MATERIAL PROVIDED |
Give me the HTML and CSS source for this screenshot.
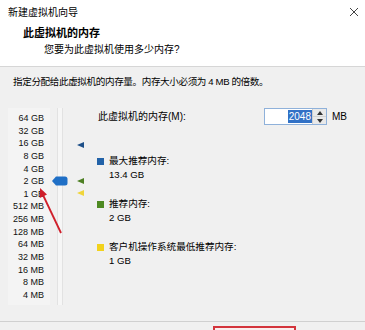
FILE: index.html
```html
<!DOCTYPE html>
<html lang="zh-CN">
<head>
  <meta charset="UTF-8" />
  <meta name="viewport" content="width=device-width, initial-scale=1.0" />
  <title>新建虚拟机向导</title>
  <link rel="stylesheet" href="styles.css">
</head>
<body>
  <div class="dialog">
    <div class="titlebar">
      <span class="title">新建虚拟机向导</span>
      <svg class="close" width="10" height="10" viewBox="0 0 10 10">
        <path d="M1 1 L9 9 M9 1 L1 9" stroke="#444" stroke-width="1" fill="none" />
      </svg>
    </div>

    <div class="header">
      <div class="heading">此虚拟机的内存</div>
      <div class="subheading">您要为此虚拟机使用多少内存?</div>
    </div>

    <div class="body">
      <p class="hint">指定分配给此虚拟机的内存量。内存大小必须为 4 MB 的倍数。</p>

      <div class="content">
        <div class="scale">
          <ul class="labels">
            <li>64 GB</li>
            <li>32 GB</li>
            <li>16 GB</li>
            <li>8 GB</li>
            <li>4 GB</li>
            <li>2 GB</li>
            <li>1 GB</li>
            <li>512 MB</li>
            <li>256 MB</li>
            <li>128 MB</li>
            <li>64 MB</li>
            <li>32 MB</li>
            <li>16 MB</li>
            <li>8 MB</li>
            <li>4 MB</li>
          </ul>
          <div class="track"></div>

          <svg class="thumb" width="16" height="10" viewBox="0 0 16 10">
            <path d="M0 5 L4 0.5 L13 0.5 Q15.5 0.5 15.5 3 L15.5 7 Q15.5 9.5 13 9.5 L4 9.5 Z" fill="#1f6fc6" />
          </svg>
          <span class="mark mark-max"></span>
          <span class="mark mark-rec"></span>
          <span class="mark mark-min"></span>

          <svg class="arrow" width="40" height="56" viewBox="0 0 40 56">
            <line x1="31" y1="50" x2="13" y2="12" stroke="#cf1f2b" stroke-width="1.8" />
            <polygon points="10,5 17,11.5 9.8,15" fill="#cf1f2b" />
          </svg>
        </div>

        <div class="settings">
          <div class="field-row">
            <label class="field-label">此虚拟机的内存(M):</label>
            <div class="spin">
              <span class="spin-value"><span class="selected">2048</span></span>
              <span class="spin-buttons">
                <span class="spin-btn"><svg width="6" height="4" viewBox="0 0 6 4"><path d="M0 4 L3 0 L6 4 Z" fill="#333" /></svg></span>
                <span class="spin-btn"><svg width="6" height="4" viewBox="0 0 6 4"><path d="M0 0 L3 4 L6 0 Z" fill="#333" /></svg></span>
              </span>
            </div>
            <span class="unit">MB</span>
          </div>

          <div class="legend">
            <div class="legend-item">
              <div class="legend-title"><span class="swatch swatch-max"></span>最大推荐内存:</div>
              <div class="legend-value">13.4 GB</div>
            </div>
            <div class="legend-item">
              <div class="legend-title"><span class="swatch swatch-rec"></span>推荐内存:</div>
              <div class="legend-value">2 GB</div>
            </div>
            <div class="legend-item">
              <div class="legend-title"><span class="swatch swatch-min"></span>客户机操作系统最低推荐内存:</div>
              <div class="legend-value">1 GB</div>
            </div>
          </div>
        </div>
      </div>
    </div>

    <div class="footer">
      <div class="highlight"></div>
    </div>
  </div>
</body>
</html>
```

FILE: styles.css
```css
html, body {
  margin: 0;
  padding: 0;
}
body {
  background: #f0f0f0;
  font-family: "Liberation Sans", "Noto Sans CJK SC", sans-serif;
  font-size: 10px;
  color: #000;
}
.dialog {
  width: 365px;
  height: 330px;
  overflow: hidden;
  background: #f0f0f0;
}

/* title bar */
.titlebar {
  height: 26px;
  background: #fff;
  display: flex;
  align-items: center;
  justify-content: space-between;
  padding: 0 6px 0 8px;
}
.title {
  line-height: 14px;
  margin-top: -1px;
}
.close {
  display: block;
  margin-top: -3px;
}

/* header */
.header {
  background: #fff;
  padding: 0 0 9px 0;
  border-bottom: 1px solid #d6d6d6;
}
.heading {
  font-weight: bold;
  font-size: 11px;
  line-height: 14px;
  padding-left: 23px;
}
.subheading {
  line-height: 14px;
  margin-top: 3px;
  padding-left: 44px;
}

/* body */
.body {
  height: 254px;
}
.hint {
  margin: 0;
  padding: 8px 0 0 13px;
  line-height: 14px;
  font-size: 9.6px;
  letter-spacing: -0.4px;
}
.content {
  display: grid;
  grid-template-columns: 97px 1fr;
  margin-top: 19px;
}

/* slider scale */
.scale {
  position: relative;
  display: flex;
  height: 197px;
}
.labels {
  list-style: none;
  margin: 0 0 0 8px;
  padding: 4px 6px 0 0;
  width: 36px;
  background: #f4f4f4;
  font-size: 9px;
  text-align: right;
  color: #111;
}
.labels li {
  height: 12.64px;
  line-height: 12.64px;
  white-space: nowrap;
}
.track {
  width: 4px;
  margin-left: 7px;
  background: #f6f6f6;
  border-left: 1px solid #e2e2e2;
  border-right: 1px solid #e2e2e2;
}
.thumb {
  position: absolute;
  left: 52px;
  top: 68px;
}
.mark {
  position: absolute;
  left: 77px;
  width: 0;
  height: 0;
  border-top: 3.5px solid transparent;
  border-bottom: 3.5px solid transparent;
  border-right: 7px solid;
}
.mark-max {
  top: 34px;
  border-right-color: #1d4f88;
}
.mark-rec {
  top: 69.5px;
  border-right-color: #4d7f23;
}
.mark-min {
  top: 81.5px;
  border-right-color: #f0d53a;
}
.arrow {
  position: absolute;
  left: 30px;
  top: 75px;
}

/* right column */
.field-row {
  display: flex;
  align-items: center;
  height: 17px;
}
.field-label {
  width: 166px;
  padding-left: 1px;
  line-height: 14px;
}
.spin {
  display: flex;
  width: 63px;
  height: 17px;
  box-sizing: border-box;
  border: 1px solid #8fb1da;
  background: #fff;
}
.spin-value {
  flex: 1;
  display: flex;
  justify-content: flex-end;
  align-items: center;
}
.selected {
  background: #3171c6;
  color: #fff;
  line-height: 13px;
  padding: 0 1px;
}
.spin-buttons {
  width: 13px;
  display: flex;
  flex-direction: column;
  background: #e9e9e9;
  border-left: 1px solid #cfcfcf;
}
.spin-btn {
  flex: 1;
  display: flex;
  align-items: center;
  justify-content: center;
}
.spin-btn + .spin-btn {
  border-top: 1px solid #d4d4d4;
}
.unit {
  margin-left: 5px;
}

.legend {
  margin-top: 29px;
  font-size: 9.6px;
}
.legend-item {
  line-height: 14px;
}
.legend-item + .legend-item {
  margin-top: 15px;
}
.legend-title {
  display: flex;
  align-items: center;
}
.legend-value {
  padding-left: 12px;
}
.swatch {
  width: 7px;
  height: 7px;
  margin-right: 5px;
}
.swatch-max { background: #2262a8; }
.swatch-rec { background: #4e8a22; }
.swatch-min { background: #f2d21c; }

/* footer */
.footer {
  border-top: 1px solid #d0d0d0;
  height: 20px;
  padding-top: 4px;
  box-sizing: border-box;
}
.highlight {
  margin-left: 213px;
  width: 83px;
  height: 20px;
  box-sizing: border-box;
  border: 2px solid #d3343c;
  background: #f9eeee;
}
```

WRITTEN INSTRUCTION | Without the pictures, repeat the listing above exactly.

THE RESPONSE |
Give me the HTML and CSS source for this screenshot.
FILE: index.html
```html
<!DOCTYPE html>
<html lang="zh-CN">
<head>
  <meta charset="UTF-8" />
  <meta name="viewport" content="width=device-width, initial-scale=1.0" />
  <title>新建虚拟机向导</title>
  <link rel="stylesheet" href="styles.css">
</head>
<body>
  <div class="dialog">
    <div class="titlebar">
      <span class="title">新建虚拟机向导</span>
      <svg class="close" width="10" height="10" viewBox="0 0 10 10">
        <path d="M1 1 L9 9 M9 1 L1 9" stroke="#444" stroke-width="1" fill="none" />
      </svg>
    </div>

    <div class="header">
      <div class="heading">此虚拟机的内存</div>
      <div class="subheading">您要为此虚拟机使用多少内存?</div>
    </div>

    <div class="body">
      <p class="hint">指定分配给此虚拟机的内存量。内存大小必须为 4 MB 的倍数。</p>

      <div class="content">
        <div class="scale">
          <ul class="labels">
            <li>64 GB</li>
            <li>32 GB</li>
            <li>16 GB</li>
            <li>8 GB</li>
            <li>4 GB</li>
            <li>2 GB</li>
            <li>1 GB</li>
            <li>512 MB</li>
            <li>256 MB</li>
            <li>128 MB</li>
            <li>64 MB</li>
            <li>32 MB</li>
            <li>16 MB</li>
            <li>8 MB</li>
            <li>4 MB</li>
          </ul>
          <div class="track"></div>

          <svg class="thumb" width="16" height="10" viewBox="0 0 16 10">
            <path d="M0 5 L4 0.5 L13 0.5 Q15.5 0.5 15.5 3 L15.5 7 Q15.5 9.5 13 9.5 L4 9.5 Z" fill="#1f6fc6" />
          </svg>
          <span class="mark mark-max"></span>
          <span class="mark mark-rec"></span>
          <span class="mark mark-min"></span>

          <svg class="arrow" width="40" height="56" viewBox="0 0 40 56">
            <line x1="31" y1="50" x2="13" y2="12" stroke="#cf1f2b" stroke-width="1.8" />
            <polygon points="10,5 17,11.5 9.8,15" fill="#cf1f2b" />
          </svg>
        </div>

        <div class="settings">
          <div class="field-row">
            <label class="field-label">此虚拟机的内存(M):</label>
            <div class="spin">
              <span class="spin-value"><span class="selected">2048</span></span>
              <span class="spin-buttons">
                <span class="spin-btn"><svg width="6" height="4" viewBox="0 0 6 4"><path d="M0 4 L3 0 L6 4 Z" fill="#333" /></svg></span>
                <span class="spin-btn"><svg width="6" height="4" viewBox="0 0 6 4"><path d="M0 0 L3 4 L6 0 Z" fill="#333" /></svg></span>
              </span>
            </div>
            <span class="unit">MB</span>
          </div>

          <div class="legend">
            <div class="legend-item">
              <div class="legend-title"><span class="swatch swatch-max"></span>最大推荐内存:</div>
              <div class="legend-value">13.4 GB</div>
            </div>
            <div class="legend-item">
              <div class="legend-title"><span class="swatch swatch-rec"></span>推荐内存:</div>
              <div class="legend-value">2 GB</div>
            </div>
            <div class="legend-item">
              <div class="legend-title"><span class="swatch swatch-min"></span>客户机操作系统最低推荐内存:</div>
              <div class="legend-value">1 GB</div>
            </div>
          </div>
        </div>
      </div>
    </div>

    <div class="footer">
      <div class="highlight"></div>
    </div>
  </div>
</body>
</html>
```

FILE: styles.css
```css
html, body {
  margin: 0;
  padding: 0;
}
body {
  background: #f0f0f0;
  font-family: "Liberation Sans", "Noto Sans CJK SC", sans-serif;
  font-size: 10px;
  color: #000;
}
.dialog {
  width: 365px;
  height: 330px;
  overflow: hidden;
  background: #f0f0f0;
}

/* title bar */
.titlebar {
  height: 26px;
  background: #fff;
  display: flex;
  align-items: center;
  justify-content: space-between;
  padding: 0 6px 0 8px;
}
.title {
  line-height: 14px;
  margin-top: -1px;
}
.close {
  display: block;
  margin-top: -3px;
}

/* header */
.header {
  background: #fff;
  padding: 0 0 9px 0;
  border-bottom: 1px solid #d6d6d6;
}
.heading {
  font-weight: bold;
  font-size: 11px;
  line-height: 14px;
  padding-left: 23px;
}
.subheading {
  line-height: 14px;
  margin-top: 3px;
  padding-left: 44px;
}

/* body */
.body {
  height: 254px;
}
.hint {
  margin: 0;
  padding: 8px 0 0 13px;
  line-height: 14px;
  font-size: 9.6px;
  letter-spacing: -0.4px;
}
.content {
  display: grid;
  grid-template-columns: 97px 1fr;
  margin-top: 19px;
}

/* slider scale */
.scale {
  position: relative;
  display: flex;
  height: 197px;
}
.labels {
  list-style: none;
  margin: 0 0 0 8px;
  padding: 4px 6px 0 0;
  width: 36px;
  background: #f4f4f4;
  font-size: 9px;
  text-align: right;
  color: #111;
}
.labels li {
  height: 12.64px;
  line-height: 12.64px;
  white-space: nowrap;
}
.track {
  width: 4px;
  margin-left: 7px;
  background: #f6f6f6;
  border-left: 1px solid #e2e2e2;
  border-right: 1px solid #e2e2e2;
}
.thumb {
  position: absolute;
  left: 52px;
  top: 68px;
}
.mark {
  position: absolute;
  left: 77px;
  width: 0;
  height: 0;
  border-top: 3.5px solid transparent;
  border-bottom: 3.5px solid transparent;
  border-right: 7px solid;
}
.mark-max {
  top: 34px;
  border-right-color: #1d4f88;
}
.mark-rec {
  top: 69.5px;
  border-right-color: #4d7f23;
}
.mark-min {
  top: 81.5px;
  border-right-color: #f0d53a;
}
.arrow {
  position: absolute;
  left: 30px;
  top: 75px;
}

/* right column */
.field-row {
  display: flex;
  align-items: center;
  height: 17px;
}
.field-label {
  width: 166px;
  padding-left: 1px;
  line-height: 14px;
}
.spin {
  display: flex;
  width: 63px;
  height: 17px;
  box-sizing: border-box;
  border: 1px solid #8fb1da;
  background: #fff;
}
.spin-value {
  flex: 1;
  display: flex;
  justify-content: flex-end;
  align-items: center;
}
.selected {
  background: #3171c6;
  color: #fff;
  line-height: 13px;
  padding: 0 1px;
}
.spin-buttons {
  width: 13px;
  display: flex;
  flex-direction: column;
  background: #e9e9e9;
  border-left: 1px solid #cfcfcf;
}
.spin-btn {
  flex: 1;
  display: flex;
  align-items: center;
  justify-content: center;
}
.spin-btn + .spin-btn {
  border-top: 1px solid #d4d4d4;
}
.unit {
  margin-left: 5px;
}

.legend {
  margin-top: 29px;
  font-size: 9.6px;
}
.legend-item {
  line-height: 14px;
}
.legend-item + .legend-item {
  margin-top: 15px;
}
.legend-title {
  display: flex;
  align-items: center;
}
.legend-value {
  padding-left: 12px;
}
.swatch {
  width: 7px;
  height: 7px;
  margin-right: 5px;
}
.swatch-max { background: #2262a8; }
.swatch-rec { background: #4e8a22; }
.swatch-min { background: #f2d21c; }

/* footer */
.footer {
  border-top: 1px solid #d0d0d0;
  height: 20px;
  padding-top: 4px;
  box-sizing: border-box;
}
.highlight {
  margin-left: 213px;
  width: 83px;
  height: 20px;
  box-sizing: border-box;
  border: 2px solid #d3343c;
  background: #f9eeee;
}
```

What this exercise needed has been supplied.